Please write the listing below out again exactly, leaving every picture behind.

> Data listing:

··········

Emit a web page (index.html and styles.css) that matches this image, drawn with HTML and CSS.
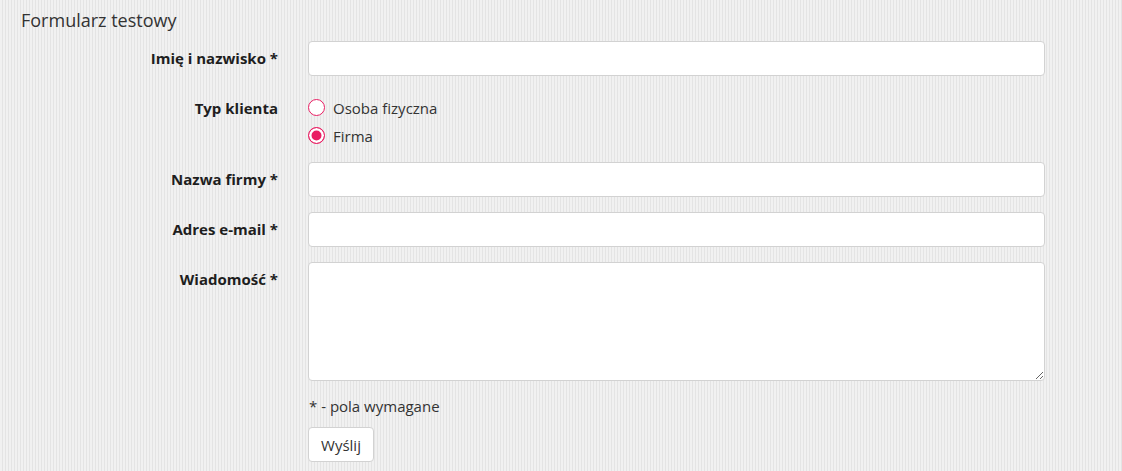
FILE: index.html
```html
<!DOCTYPE html>
<html lang="pl">
<head>
<meta charset="utf-8">
<title>Formularz testowy</title>
<link rel="stylesheet" href="styles.css">
</head>
<body>
<h1 class="title">Formularz testowy</h1>
<form class="form">
  <div class="row">
    <label class="lbl" for="name">Imię i nazwisko *</label>
    <input class="ctl" id="name" type="text">
  </div>
  <div class="row">
    <span class="lbl">Typ klienta</span>
    <div class="radios">
      <label class="radio"><input type="radio" name="typ"><span>Osoba fizyczna</span></label>
      <label class="radio"><input type="radio" name="typ" checked><span>Firma</span></label>
    </div>
  </div>
  <div class="row">
    <label class="lbl" for="firm">Nazwa firmy *</label>
    <input class="ctl" id="firm" type="text">
  </div>
  <div class="row">
    <label class="lbl" for="mail">Adres e-mail *</label>
    <input class="ctl" id="mail" type="email">
  </div>
  <div class="row">
    <label class="lbl" for="msg">Wiadomość *</label>
    <textarea class="ctl area" id="msg"></textarea>
  </div>
  <div class="row row-end">
    <div class="cell">
      <p class="note">* - pola wymagane</p>
      <button class="btn" type="button">Wyślij</button>
    </div>
  </div>
</form>
</body>
</html>
```

FILE: styles.css
```css
html, body {
  margin: 0;
  padding: 0;
}
body {
  font-family: "Open Sans", "Liberation Sans", sans-serif;
  font-size: 15px;
  line-height: 20px;
  color: #333;
  background: repeating-linear-gradient(90deg, #f1f1f1 0 2px, #e4e4e4 2px 3px);
  min-height: 471px;
}
.title {
  margin: 0;
  padding: 9px 21px 0;
  font-size: 18px;
  line-height: 22px;
  font-weight: 400;
  color: #333;
}
.form {
  margin-top: 10px;
}
.row {
  display: grid;
  grid-template-columns: 278px 737px;
  column-gap: 30px;
  margin-bottom: 15px;
}
.row-end {
  margin-bottom: 0;
}
.lbl {
  text-align: right;
  font-weight: 700;
  color: #1e1e1e;
  padding-top: 7px;
}
.ctl {
  box-sizing: border-box;
  height: 35px;
  margin: 0;
  border: 1px solid #d2d2d2;
  border-radius: 4px;
  background: #fff;
  font: inherit;
  padding: 6px 12px;
}
.area {
  height: 119px;
  resize: vertical;
}
.radios {
  padding-top: 7px;
  padding-bottom: 1px;
  display: flex;
  flex-direction: column;
  gap: 8px;
}
.radio {
  display: flex;
  align-items: center;
  gap: 8px;
  color: #333;
  height: 20px;
}
.radio input {
  appearance: none;
  -webkit-appearance: none;
  box-sizing: border-box;
  width: 17px;
  height: 17px;
  margin: -1px 0 0 0;
  border: 1.5px solid #e91e63;
  border-radius: 50%;
  background: #fff;
}
.radio input:checked {
  background: #e91e63;
  box-shadow: inset 0 0 0 2.5px #fff;
}
.cell {
  grid-column: 2;
}
.note {
  margin: 0 0 11px 1px;
  line-height: 20px;
}
.btn {
  box-sizing: border-box;
  height: 35px;
  width: 66px;
  padding: 0;
  border: 1px solid #d2d2d2;
  border-radius: 4px;
  background: #fff;
  font: inherit;
  color: #333;
}
```
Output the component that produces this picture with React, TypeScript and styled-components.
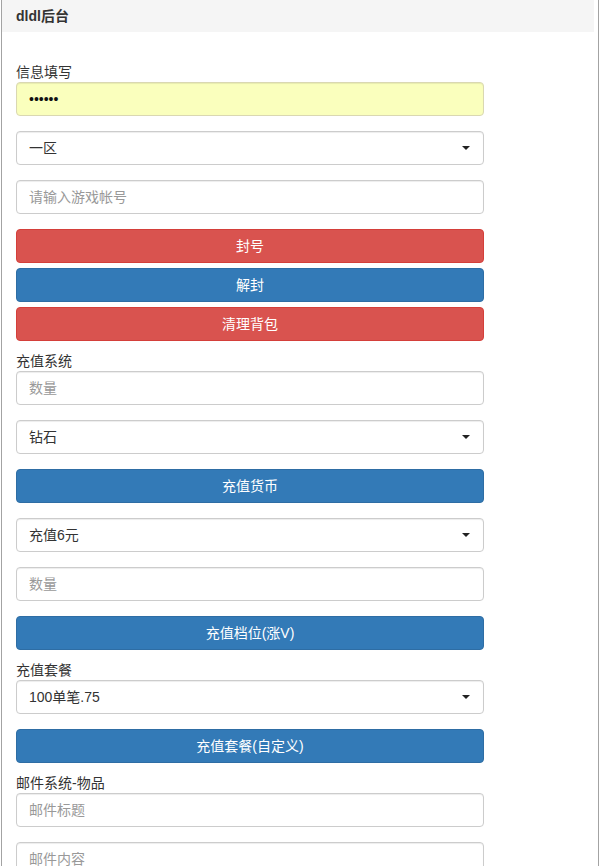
import React from "react";
import styled, { createGlobalStyle } from "styled-components";

const Global = createGlobalStyle`
  html, body { margin: 0; padding: 0; background: #fff; }
  body {
    font-family: "Liberation Sans", "Noto Sans CJK SC", Arial, sans-serif;
    font-size: 14px;
    line-height: 20px;
    color: #333;
  }
  * { box-sizing: border-box; }
`;

const Page = styled.div`
  padding: 0 1px;
  height: 866px;
  overflow: hidden;
`;

const Panel = styled.div`
  border-left: 1px solid #a3a3a3;
  border-right: 1px solid #a3a3a3;
  min-height: 866px;
  background: #fff;
`;

const Heading = styled.div`
  height: 32px;
  background: #f5f5f5;
  padding: 6px 14px;
  font-weight: bold;
  font-size: 14px;
  line-height: 20px;
  color: #333;
  margin-right: 4px;
`;

const Body = styled.div`
  padding: 30px 14px 0;
  width: 496px;
  display: flex;
  flex-direction: column;
`;

const Label = styled.label<{ $top?: number }>`
  display: block;
  margin-top: ${(p) => p.$top ?? 5}px;
  line-height: 20px;
  font-size: 14px;
  color: #333;
`;

const Input = styled.input<{ $autofill?: boolean }>`
  display: block;
  width: 100%;
  height: 34px;
  margin: 0 0 15px;
  padding: 6px 12px;
  font-family: inherit;
  font-size: 14px;
  line-height: 20px;
  color: ${(p) => (p.$autofill ? "#111" : "#555")};
  background: ${(p) => (p.$autofill ? "#faffbd" : "#fff")};
  border: 1px solid ${(p) => (p.$autofill ? "#dad8b2" : "#ccc")};
  border-radius: 4px;
  box-shadow: inset 0 1px 1px rgba(0, 0, 0, 0.075);
  outline: none;
  &::placeholder { color: #999; }
`;

const SelectWrap = styled.div`
  position: relative;
  margin: 0 0 15px;
  &::after {
    content: "";
    position: absolute;
    right: 14px;
    top: 15px;
    border-left: 4px solid transparent;
    border-right: 4px solid transparent;
    border-top: 4px solid #222;
    pointer-events: none;
  }
`;

const Select = styled.select`
  display: block;
  width: 100%;
  height: 34px;
  padding: 6px 12px;
  font-family: inherit;
  font-size: 14px;
  line-height: 20px;
  color: #333;
  background: #fff;
  border: 1px solid #ccc;
  border-radius: 4px;
  box-shadow: inset 0 1px 1px rgba(0, 0, 0, 0.075);
  appearance: none;
  -webkit-appearance: none;
  outline: none;
`;

const Button = styled.button<{ $variant: "danger" | "primary"; $after?: number }>`
  display: block;
  width: 100%;
  height: 34px;
  margin: 0 0 ${(p) => p.$after ?? 5}px;
  padding: 6px 12px;
  font-family: inherit;
  font-size: 14px;
  line-height: 20px;
  color: #fff;
  text-align: center;
  border-radius: 4px;
  cursor: pointer;
  background: ${(p) => (p.$variant === "danger" ? "#d9534f" : "#337ab7")};
  border: 1px solid ${(p) => (p.$variant === "danger" ? "#d43f3a" : "#2e6da4")};
`;

function Dropdown({ value, options }: { value: string; options: string[] }) {
  return (
    <SelectWrap>
      <Select defaultValue={value}>
        {options.map((o) => (
          <option key={o} value={o}>
            {o}
          </option>
        ))}
      </Select>
    </SelectWrap>
  );
}

export default function App() {
  return (
    <>
      <Global />
      <Page>
        <Panel>
          <Heading>dldl后台</Heading>
          <Body>
            <Label $top={0}>信息填写</Label>
            <Input type="password" defaultValue="123456" $autofill />
            <Dropdown value="一区" options={["一区", "二区", "三区"]} />
            <Input placeholder="请输入游戏帐号" />
            <Button $variant="danger">封号</Button>
            <Button $variant="primary">解封</Button>
            <Button $variant="danger">清理背包</Button>

            <Label>充值系统</Label>
            <Input placeholder="数量" />
            <Dropdown value="钻石" options={["钻石", "金币"]} />
            <Button $variant="primary" $after={15}>充值货币</Button>
            <Dropdown value="充值6元" options={["充值6元", "充值30元", "充值68元"]} />
            <Input placeholder="数量" />
            <Button $variant="primary">充值档位(涨V)</Button>

            <Label>充值套餐</Label>
            <Dropdown value="100单笔.75" options={["100单笔.75"]} />
            <Button $variant="primary">充值套餐(自定义)</Button>

            <Label>邮件系统-物品</Label>
            <Input placeholder="邮件标题" />
            <Input placeholder="邮件内容" />
          </Body>
        </Panel>
      </Page>
    </>
  );
}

··········

> Solution to this exercise:
Emit a web page (index.html and styles.css) that matches this image, drawn with HTML and CSS.
FILE: index.html
```html
<!DOCTYPE html>
<html lang="pl">
<head>
<meta charset="utf-8">
<title>Formularz testowy</title>
<link rel="stylesheet" href="styles.css">
</head>
<body>
<h1 class="title">Formularz testowy</h1>
<form class="form">
  <div class="row">
    <label class="lbl" for="name">Imię i nazwisko *</label>
    <input class="ctl" id="name" type="text">
  </div>
  <div class="row">
    <span class="lbl">Typ klienta</span>
    <div class="radios">
      <label class="radio"><input type="radio" name="typ"><span>Osoba fizyczna</span></label>
      <label class="radio"><input type="radio" name="typ" checked><span>Firma</span></label>
    </div>
  </div>
  <div class="row">
    <label class="lbl" for="firm">Nazwa firmy *</label>
    <input class="ctl" id="firm" type="text">
  </div>
  <div class="row">
    <label class="lbl" for="mail">Adres e-mail *</label>
    <input class="ctl" id="mail" type="email">
  </div>
  <div class="row">
    <label class="lbl" for="msg">Wiadomość *</label>
    <textarea class="ctl area" id="msg"></textarea>
  </div>
  <div class="row row-end">
    <div class="cell">
      <p class="note">* - pola wymagane</p>
      <button class="btn" type="button">Wyślij</button>
    </div>
  </div>
</form>
</body>
</html>
```

FILE: styles.css
```css
html, body {
  margin: 0;
  padding: 0;
}
body {
  font-family: "Open Sans", "Liberation Sans", sans-serif;
  font-size: 15px;
  line-height: 20px;
  color: #333;
  background: repeating-linear-gradient(90deg, #f1f1f1 0 2px, #e4e4e4 2px 3px);
  min-height: 471px;
}
.title {
  margin: 0;
  padding: 9px 21px 0;
  font-size: 18px;
  line-height: 22px;
  font-weight: 400;
  color: #333;
}
.form {
  margin-top: 10px;
}
.row {
  display: grid;
  grid-template-columns: 278px 737px;
  column-gap: 30px;
  margin-bottom: 15px;
}
.row-end {
  margin-bottom: 0;
}
.lbl {
  text-align: right;
  font-weight: 700;
  color: #1e1e1e;
  padding-top: 7px;
}
.ctl {
  box-sizing: border-box;
  height: 35px;
  margin: 0;
  border: 1px solid #d2d2d2;
  border-radius: 4px;
  background: #fff;
  font: inherit;
  padding: 6px 12px;
}
.area {
  height: 119px;
  resize: vertical;
}
.radios {
  padding-top: 7px;
  padding-bottom: 1px;
  display: flex;
  flex-direction: column;
  gap: 8px;
}
.radio {
  display: flex;
  align-items: center;
  gap: 8px;
  color: #333;
  height: 20px;
}
.radio input {
  appearance: none;
  -webkit-appearance: none;
  box-sizing: border-box;
  width: 17px;
  height: 17px;
  margin: -1px 0 0 0;
  border: 1.5px solid #e91e63;
  border-radius: 50%;
  background: #fff;
}
.radio input:checked {
  background: #e91e63;
  box-shadow: inset 0 0 0 2.5px #fff;
}
.cell {
  grid-column: 2;
}
.note {
  margin: 0 0 11px 1px;
  line-height: 20px;
}
.btn {
  box-sizing: border-box;
  height: 35px;
  width: 66px;
  padding: 0;
  border: 1px solid #d2d2d2;
  border-radius: 4px;
  background: #fff;
  font: inherit;
  color: #333;
}
```
Output the component that produces this picture with React, TypeScript and styled-components.
import React from "react";
import styled, { createGlobalStyle } from "styled-components";

const Global = createGlobalStyle`
  html, body { margin: 0; padding: 0; background: #fff; }
  body {
    font-family: "Liberation Sans", "Noto Sans CJK SC", Arial, sans-serif;
    font-size: 14px;
    line-height: 20px;
    color: #333;
  }
  * { box-sizing: border-box; }
`;

const Page = styled.div`
  padding: 0 1px;
  height: 866px;
  overflow: hidden;
`;

const Panel = styled.div`
  border-left: 1px solid #a3a3a3;
  border-right: 1px solid #a3a3a3;
  min-height: 866px;
  background: #fff;
`;

const Heading = styled.div`
  height: 32px;
  background: #f5f5f5;
  padding: 6px 14px;
  font-weight: bold;
  font-size: 14px;
  line-height: 20px;
  color: #333;
  margin-right: 4px;
`;

const Body = styled.div`
  padding: 30px 14px 0;
  width: 496px;
  display: flex;
  flex-direction: column;
`;

const Label = styled.label<{ $top?: number }>`
  display: block;
  margin-top: ${(p) => p.$top ?? 5}px;
  line-height: 20px;
  font-size: 14px;
  color: #333;
`;

const Input = styled.input<{ $autofill?: boolean }>`
  display: block;
  width: 100%;
  height: 34px;
  margin: 0 0 15px;
  padding: 6px 12px;
  font-family: inherit;
  font-size: 14px;
  line-height: 20px;
  color: ${(p) => (p.$autofill ? "#111" : "#555")};
  background: ${(p) => (p.$autofill ? "#faffbd" : "#fff")};
  border: 1px solid ${(p) => (p.$autofill ? "#dad8b2" : "#ccc")};
  border-radius: 4px;
  box-shadow: inset 0 1px 1px rgba(0, 0, 0, 0.075);
  outline: none;
  &::placeholder { color: #999; }
`;

const SelectWrap = styled.div`
  position: relative;
  margin: 0 0 15px;
  &::after {
    content: "";
    position: absolute;
    right: 14px;
    top: 15px;
    border-left: 4px solid transparent;
    border-right: 4px solid transparent;
    border-top: 4px solid #222;
    pointer-events: none;
  }
`;

const Select = styled.select`
  display: block;
  width: 100%;
  height: 34px;
  padding: 6px 12px;
  font-family: inherit;
  font-size: 14px;
  line-height: 20px;
  color: #333;
  background: #fff;
  border: 1px solid #ccc;
  border-radius: 4px;
  box-shadow: inset 0 1px 1px rgba(0, 0, 0, 0.075);
  appearance: none;
  -webkit-appearance: none;
  outline: none;
`;

const Button = styled.button<{ $variant: "danger" | "primary"; $after?: number }>`
  display: block;
  width: 100%;
  height: 34px;
  margin: 0 0 ${(p) => p.$after ?? 5}px;
  padding: 6px 12px;
  font-family: inherit;
  font-size: 14px;
  line-height: 20px;
  color: #fff;
  text-align: center;
  border-radius: 4px;
  cursor: pointer;
  background: ${(p) => (p.$variant === "danger" ? "#d9534f" : "#337ab7")};
  border: 1px solid ${(p) => (p.$variant === "danger" ? "#d43f3a" : "#2e6da4")};
`;

function Dropdown({ value, options }: { value: string; options: string[] }) {
  return (
    <SelectWrap>
      <Select defaultValue={value}>
        {options.map((o) => (
          <option key={o} value={o}>
            {o}
          </option>
        ))}
      </Select>
    </SelectWrap>
  );
}

export default function App() {
  return (
    <>
      <Global />
      <Page>
        <Panel>
          <Heading>dldl后台</Heading>
          <Body>
            <Label $top={0}>信息填写</Label>
            <Input type="password" defaultValue="123456" $autofill />
            <Dropdown value="一区" options={["一区", "二区", "三区"]} />
            <Input placeholder="请输入游戏帐号" />
            <Button $variant="danger">封号</Button>
            <Button $variant="primary">解封</Button>
            <Button $variant="danger">清理背包</Button>

            <Label>充值系统</Label>
            <Input placeholder="数量" />
            <Dropdown value="钻石" options={["钻石", "金币"]} />
            <Button $variant="primary" $after={15}>充值货币</Button>
            <Dropdown value="充值6元" options={["充值6元", "充值30元", "充值68元"]} />
            <Input placeholder="数量" />
            <Button $variant="primary">充值档位(涨V)</Button>

            <Label>充值套餐</Label>
            <Dropdown value="100单笔.75" options={["100单笔.75"]} />
            <Button $variant="primary">充值套餐(自定义)</Button>

            <Label>邮件系统-物品</Label>
            <Input placeholder="邮件标题" />
            <Input placeholder="邮件内容" />
          </Body>
        </Panel>
      </Page>
    </>
  );
}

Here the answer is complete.